» **Provided data**

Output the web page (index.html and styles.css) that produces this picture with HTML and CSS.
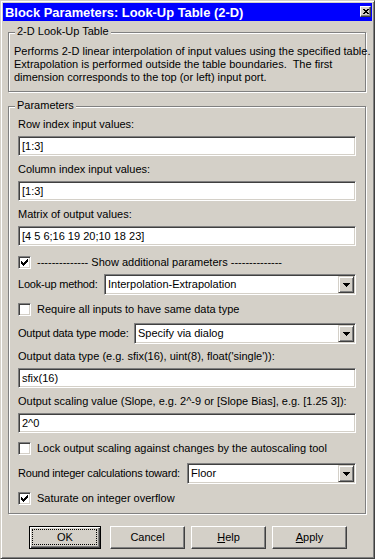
FILE: index.html
```html
<!DOCTYPE html>
<html>
<head>
<meta charset="utf-8">
<title>Block Parameters: Look-Up Table (2-D)</title>
<link rel="stylesheet" href="styles.css">
</head>
<body>
<div class="window">
  <div class="titlebar">
    <span class="title">Block Parameters: Look-Up Table (2-D)</span>
    <span class="close"><svg width="6" height="5" viewBox="0 0 6 5" shape-rendering="crispEdges"><path d="M0 0h2v1H0z M4 0h2v1H4z M1 1h4v1H1z M2 2h2v1H2z M1 3h4v1H1z M0 4h2v1H0z M4 4h2v1H4z" fill="#000"/></svg></span>
  </div>
  <div class="client">
    <div class="group desc">
      <span class="legend">2-D Look-Up Table</span>
      <p class="line">Performs 2-D linear interpolation of input values using the specified table.</p>
      <p class="line">Extrapolation is performed outside the table boundaries.&nbsp; The first</p>
      <p class="line">dimension corresponds to the top (or left) input port.</p>
    </div>
    <div class="group params">
      <span class="legend">Parameters</span>
      <div class="lbl">Row index input values:</div>
      <div class="edit mt5">[1:3]</div>
      <div class="lbl mt7">Column index input values:</div>
      <div class="edit mt5">[1:3]</div>
      <div class="lbl mt7">Matrix of output values:</div>
      <div class="edit mt5">[4 5 6;16 19 20;10 18 23]</div>
      <div class="check mt10"><span class="cb checked"><svg width="7" height="7" viewBox="0 0 7 7" shape-rendering="crispEdges"><path d="M0 2h1v3H0z M1 3h1v3H1z M2 4h1v3H2z M3 3h1v3H3z M4 2h1v3H4z M5 1h1v3H5z M6 0h1v3H6z" fill="#000"/></svg></span><span class="cb-text">-------------- Show additional parameters --------------</span></div>
      <div class="combo-row mt5">
        <span class="combo-label w-lookup">Look-up method:</span>
        <div class="combo"><span class="combo-text">Interpolation-Extrapolation</span><span class="drop"><svg width="7" height="4" viewBox="0 0 7 4" shape-rendering="crispEdges"><path d="M0 0h7v1H0z M1 1h5v1H1z M2 2h3v1H2z M3 3h1v1H3z" fill="#000"/></svg></span></div>
      </div>
      <div class="check mt8"><span class="cb"></span><span class="cb-text">Require all inputs to have same data type</span></div>
      <div class="combo-row mt7">
        <span class="combo-label w-mode">Output data type mode:</span>
        <div class="combo"><span class="combo-text">Specify via dialog</span><span class="drop"><svg width="7" height="4" viewBox="0 0 7 4" shape-rendering="crispEdges"><path d="M0 0h7v1H0z M1 1h5v1H1z M2 2h3v1H2z M3 3h1v1H3z" fill="#000"/></svg></span></div>
      </div>
      <div class="lbl mt6">Output data type (e.g. sfix(16), uint(8), float('single')):</div>
      <div class="edit mt5">sfix(16)</div>
      <div class="lbl mt7">Output scaling value (Slope, e.g. 2^-9 or [Slope Bias], e.g. [1.25 3]):</div>
      <div class="edit mt5">2^0</div>
      <div class="check mt9"><span class="cb"></span><span class="cb-text">Lock output scaling against changes by the autoscaling tool</span></div>
      <div class="combo-row mt8">
        <span class="combo-label w-round">Round integer calculations toward:</span>
        <div class="combo"><span class="combo-text">Floor</span><span class="drop"><svg width="7" height="4" viewBox="0 0 7 4" shape-rendering="crispEdges"><path d="M0 0h7v1H0z M1 1h5v1H1z M2 2h3v1H2z M3 3h1v1H3z" fill="#000"/></svg></span></div>
      </div>
      <div class="check mt8"><span class="cb checked"><svg width="7" height="7" viewBox="0 0 7 7" shape-rendering="crispEdges"><path d="M0 2h1v3H0z M1 3h1v3H1z M2 4h1v3H2z M3 3h1v3H3z M4 2h1v3H4z M5 1h1v3H5z M6 0h1v3H6z" fill="#000"/></svg></span><span class="cb-text">Saturate on integer overflow</span></div>
    </div>
    <div class="buttons">
      <span class="btn default"><span class="btn-label">OK</span></span>
      <span class="btn"><span class="btn-label">Cancel</span></span>
      <span class="btn"><span class="btn-label"><u>H</u>elp</span></span>
      <span class="btn"><span class="btn-label"><u>A</u>pply</span></span>
    </div>
  </div>
</div>
</body>
</html>
```

FILE: styles.css
```css
* { box-sizing: border-box; margin: 0; padding: 0; }
html, body { width: 375px; height: 559px; overflow: hidden; background: #d4d0c8; }
body {
  font-family: "Liberation Sans", Arial, sans-serif;
  font-size: 11px;
  line-height: 13px;
  color: #000;
}
.window {
  width: 375px;
  height: 559px;
  background: #d4d0c8;
  border: 1px solid;
  border-color: #d4d0c8 #404040 #404040 #d4d0c8;
  box-shadow: inset 1px 1px 0 #fff, inset -1px -1px 0 #808080;
  padding: 2px;
  display: flex;
  flex-direction: column;
}
.titlebar {
  height: 18px;
  background: #0000ff;
  display: flex;
  align-items: center;
  padding-left: 2px;
}
.title {
  color: #fff;
  font-weight: bold;
  font-size: 12.9px;
  white-space: nowrap;
}
.close {
  margin-left: auto;
  margin-right: 1px;
  align-self: flex-start;
  margin-top: 3px;
  width: 11px;
  height: 11px;
  background: #d4d0c8;
  border: 1px solid;
  border-color: #fff #404040 #404040 #fff;
  box-shadow: inset -1px -1px 0 #808080;
  display: flex;
  align-items: center;
  justify-content: center;
  padding-bottom: 1px;
}
.close svg { display: block; }
.client {
  flex: 1;
  padding: 0 6px 0 5px;
  display: flex;
  flex-direction: column;
}
.group {
  position: relative;
  border: 1px solid #808080;
  box-shadow: inset 1px 1px 0 #fff, 1px 1px 0 #fff;
}
.legend {
  position: absolute;
  top: -8px;
  left: 6px;
  padding: 0 2px;
  background: #d4d0c8;
  line-height: 13px;
  white-space: nowrap;
}
.desc {
  margin-top: 11px;
  height: 60px;
  padding: 12px 0 0 5px;
}
.line { white-space: nowrap; height: 13px; }
.params {
  margin-top: 14px;
  height: 408px;
  padding: 11px 9px 0 9px;
  display: flex;
  flex-direction: column;
}
.lbl { height: 13px; white-space: nowrap; }
.mt5 { margin-top: 5px; }
.mt6 { margin-top: 6px; }
.mt7 { margin-top: 7px; }
.mt8 { margin-top: 8px; }
.mt9 { margin-top: 9px; }
.mt10 { margin-top: 10px; }
.edit, .combo, .cb {
  background: #fff;
  border: 1px solid;
  border-color: #808080 #fff #fff #808080;
  box-shadow: inset 1px 1px 0 #404040, inset -1px -1px 0 #d4d0c8;
}
.edit {
  height: 20px;
  padding: 1px 3px;
  line-height: 17px;
  white-space: nowrap;
}
.check {
  height: 13px;
  display: flex;
  align-items: center;
}
.cb {
  width: 13px;
  height: 13px;
  flex: none;
  padding: 2px;
}
.cb svg { display: block; }
.cb-text { margin-left: 6px; white-space: nowrap; }
.combo-row {
  height: 21px;
  display: flex;
  align-items: center;
}
.combo-label { flex: none; white-space: nowrap; letter-spacing: -0.2px; }
.w-lookup { width: 86px; }
.w-mode { width: 116px; }
.w-round { width: 169px; }
.combo {
  flex: 1;
  height: 21px;
  padding: 1px;
  display: flex;
  align-items: center;
}
.combo-text { flex: 1; padding-left: 2px; white-space: nowrap; }
.drop {
  width: 16px;
  height: 17px;
  flex: none;
  background: #d4d0c8;
  border: 1px solid;
  border-color: #d4d0c8 #404040 #404040 #d4d0c8;
  box-shadow: inset 1px 1px 0 #fff, inset -1px -1px 0 #808080;
  display: flex;
  align-items: center;
  justify-content: center;
}
.drop svg { display: block; }
.buttons {
  margin-top: 12px;
  margin-left: 21px;
  display: flex;
  gap: 6px;
}
.btn {
  position: relative;
  width: 75px;
  height: 23px;
  background: #d4d0c8;
  border: 1px solid;
  border-color: #fff #404040 #404040 #fff;
  box-shadow: inset -1px -1px 0 #808080;
  display: flex;
  align-items: center;
  justify-content: center;
}
.btn.default {
  width: 72px;
  margin-right: 3px;
  border: 1px solid #000;
  box-shadow: inset 1px 1px 0 #fff, inset -1px -1px 0 #404040, inset -2px -2px 0 #808080;
}
.btn.default::before {
  content: "";
  position: absolute;
  top: 2px;
  left: 2px;
  right: 3px;
  bottom: 3px;
  border: 1px dotted #000;
}
.btn-label { line-height: 13px; }
.btn-label u { text-underline-offset: 1px; }
```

» **What you will do**
Read the lines above. Gather those in which the string "styles" is found.

» **Correct response**
Output the web page (index.html and styles.css) that produces this picture with HTML and CSS.
<link rel="stylesheet" href="styles.css">
FILE: styles.css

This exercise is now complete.